Wednesday, September 30, 2009

The Anti Corruption Court bill


After months of uncertainty, the outgoing Parliament (DPR) finally passed the Amendment of the Anti Corruption Court bill on Tuesday, 29 September.

This amendment will allow the Corruption Eradication Commission (KPK) to keep its authorities to Prosecute Corruption cases and conduct wiretaps on suspects, which is contradictory to the initial wishes of some members of the DPR to strip KPK of those authorities.

Some anti corruption activists have stated their objections on some stipulations of the bill, such as establishment of Anti Corruption Courts in 33 provinces compared to the current Special Anti Corruption Court in Jakarta. Beside that questions have been made on the stipulation which lets a Chairman of Anti Corruption court to decide the composition of carrier and non carrier judges who will try the cases.

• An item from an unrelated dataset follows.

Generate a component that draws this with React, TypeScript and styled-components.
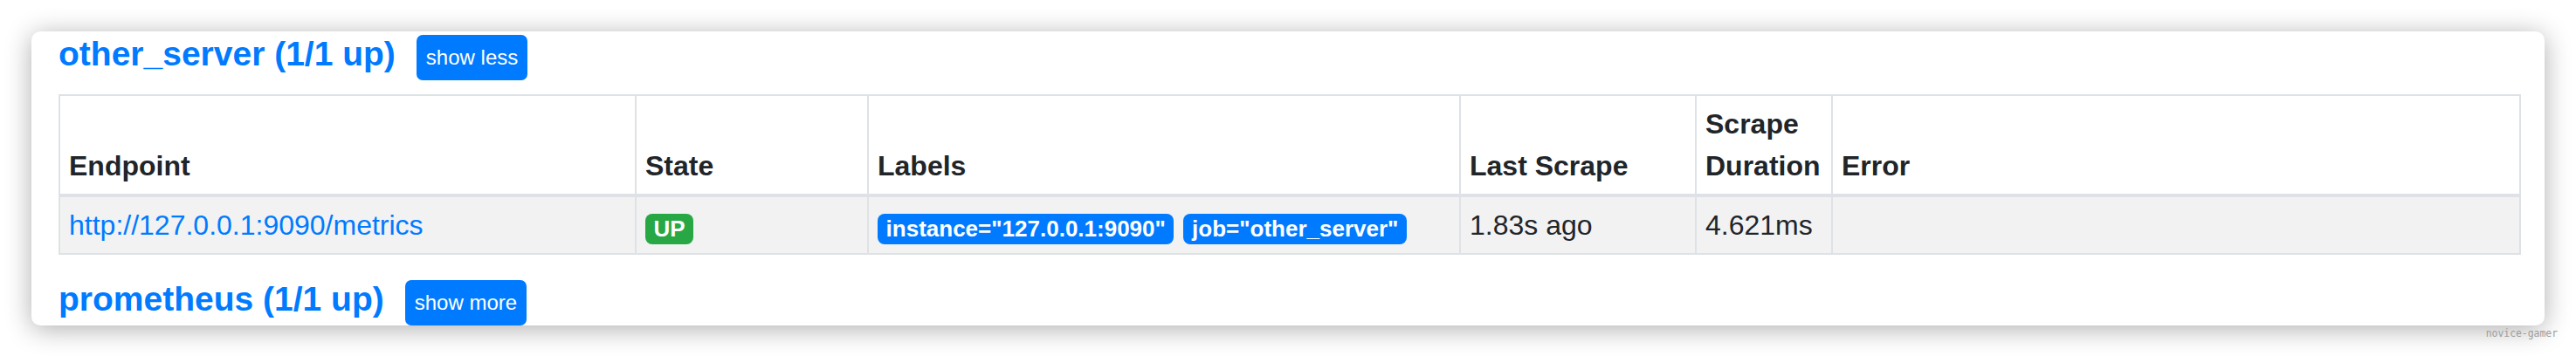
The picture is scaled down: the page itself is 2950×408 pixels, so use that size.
import React from 'react';
import styled, { createGlobalStyle } from 'styled-components';

type Target = {
  endpoint: string
  state: string
  labels: { [key: string]: string }
  lastScrape: string
  duration: string
  error: string
}

type Job = {
  name: string
  up: number
  total: number
  expanded: boolean
  targets: Target[]
}

const jobs: Job[] = [
  {
    name: 'other_server',
    up: 1,
    total: 1,
    expanded: true,
    targets: [
      {
        endpoint: 'http://127.0.0.1:9090/metrics',
        state: 'UP',
        labels: { instance: '127.0.0.1:9090', job: 'other_server' },
        lastScrape: '1.83s ago',
        duration: '4.621ms',
        error: '',
      },
    ],
  },
  { name: 'prometheus', up: 1, total: 1, expanded: false, targets: [] },
]

// column widths of the targets table, left to right
const columns = [
  { title: 'Endpoint', width: 660 },
  { title: 'State', width: 266 },
  { title: 'Labels', width: 678 },
  { title: 'Last Scrape', width: 270 },
  { title: 'Scrape Duration', width: 156 },
  { title: 'Error', width: 788 },
]

const GlobalStyle = createGlobalStyle`
  html, body {
    margin: 0;
    background: #fff;
  }
  body {
    font-family: "Liberation Sans", Arial, sans-serif;
  }
`

const Page = styled.div`
  width: 2950px;
  height: 408px;
  box-sizing: border-box;
  padding: 36px 36px 0;
  overflow: hidden;
`

const Card = styled.div`
  background: #fff;
  border-radius: 10px;
  box-shadow: 0 4px 30px rgba(0, 0, 0, 0.32);
  padding: 0 29px 0 31px;
  overflow: hidden;
`

const JobHeader = styled.div<{ $top: number }>`
  display: flex;
  align-items: flex-start;
  gap: 24px;
  margin-top: ${(p) => p.$top}px;
`

const JobTitle = styled.a`
  font-size: 39px;
  font-weight: 700;
  line-height: 52px;
  color: #007bff;
  text-decoration: none;
  white-space: nowrap;
`

const ToggleButton = styled.button`
  margin-top: 4px;
  height: 52px;
  padding: 0 11px;
  border: 0;
  border-radius: 7px;
  background: #007bff;
  color: #fff;
  font-family: inherit;
  font-size: 24px;
  line-height: 52px;
  cursor: pointer;
`

const Table = styled.table`
  width: 100%;
  margin-top: 16px;
  border-collapse: collapse;
  table-layout: fixed;
  color: #212529;
  font-size: 32px;
  line-height: 48px;
`

const Col = styled.col<{ $w: number }>`
  width: ${(p) => p.$w}px;
`

const Th = styled.th`
  text-align: left;
  vertical-align: bottom;
  padding: 8px 10px;
  border: 2px solid #dee2e6;
  border-bottom-width: 4px;
  font-weight: 700;
`

const Td = styled.td`
  vertical-align: top;
  padding: 8px 10px;
  border: 2px solid #dee2e6;
  background: #f2f2f2;
`

const Link = styled.a`
  color: #007bff;
  text-decoration: none;
`

const Badge = styled.span<{ $bg: string }>`
  display: inline-block;
  margin-right: 11px;
  padding: 4.5px 9.6px;
  border-radius: 8px;
  background: ${(p) => p.$bg};
  color: #fff;
  font-size: 26px;
  font-weight: 700;
  line-height: 1;
  white-space: nowrap;
  vertical-align: -2px;
`

const Watermark = styled.div`
  margin: 2px -15px 0 0;
  text-align: right;
  font-family: "DejaVu Sans Mono", monospace;
  font-size: 11.4px;
  line-height: 14px;
  color: #9c9c9c;
`

function TargetTable({ targets }: { targets: Target[] }) {
  return (
    <Table>
      <colgroup>
        {columns.map((c) => <Col key={c.title} $w={c.width} />)}
      </colgroup>
      <thead>
        <tr>
          {columns.map((c) => <Th key={c.title}>{c.title}</Th>)}
        </tr>
      </thead>
      <tbody>
        {targets.map((t) => (
          <tr key={t.endpoint}>
            <Td><Link href={t.endpoint}>{t.endpoint}</Link></Td>
            <Td><Badge $bg="#28a745">{t.state}</Badge></Td>
            <Td>
              {Object.entries(t.labels).map(([k, v]) => (
                <Badge key={k} $bg="#007bff">{`${k}="${v}"`}</Badge>
              ))}
            </Td>
            <Td>{t.lastScrape}</Td>
            <Td>{t.duration}</Td>
            <Td>{t.error}</Td>
          </tr>
        ))}
      </tbody>
    </Table>
  )
}

export default function App() {
  return (
    <>
      <GlobalStyle />
      <Page>
        <Card>
          {jobs.map((job, i) => (
            <React.Fragment key={job.name}>
              <JobHeader $top={i === 0 ? 0 : 25}>
                <JobTitle href={`#job-${job.name}`}>
                  {job.name} ({job.up}/{job.total} up)
                </JobTitle>
                <ToggleButton>{job.expanded ? 'show less' : 'show more'}</ToggleButton>
              </JobHeader>
              {job.expanded && <TargetTable targets={job.targets} />}
            </React.Fragment>
          ))}
        </Card>
        <Watermark>novice-gamer</Watermark>
      </Page>
    </>
  )
}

For details media reports on the above, please click here and here.

In spite of the weakness of the anti corruption court bill, in my humble opinion the bill is good enough because it maintained KPK's authority to Prosecute and conduct wiretaps on suspects. Therefore, I can say that this is a victory for KPK and most people who are against corruption in Indonesia.

6 comments:

Shyam Sunder Pariavakkam said...

Good info. Started following you on Google.

Unknown said...

Shyam,
Thank you very much.
I am also following you.
Let's keep in touch.

Ouu said...

man,about time too.

Unknown said...

Jazzy,
Yes it's about time that this Law bill is finalized so that the new lawmakers can focus on other important things.

Rob Baiton said...

Harry...

Like tossing this bill and drafting a good one instead?

Or revisiting the porn law :D

Couldn't resist, sorry!

Unknown said...

Rob,
I also agree with those who protest. But I want to be more realistic and face the fact that the bill will become law (after signing by the Prez).
There are many other important matters that needs parliament's attention: how the government is handling very expensive education, unemployment, BLBI, Bank Century, poor law enforcement, etc.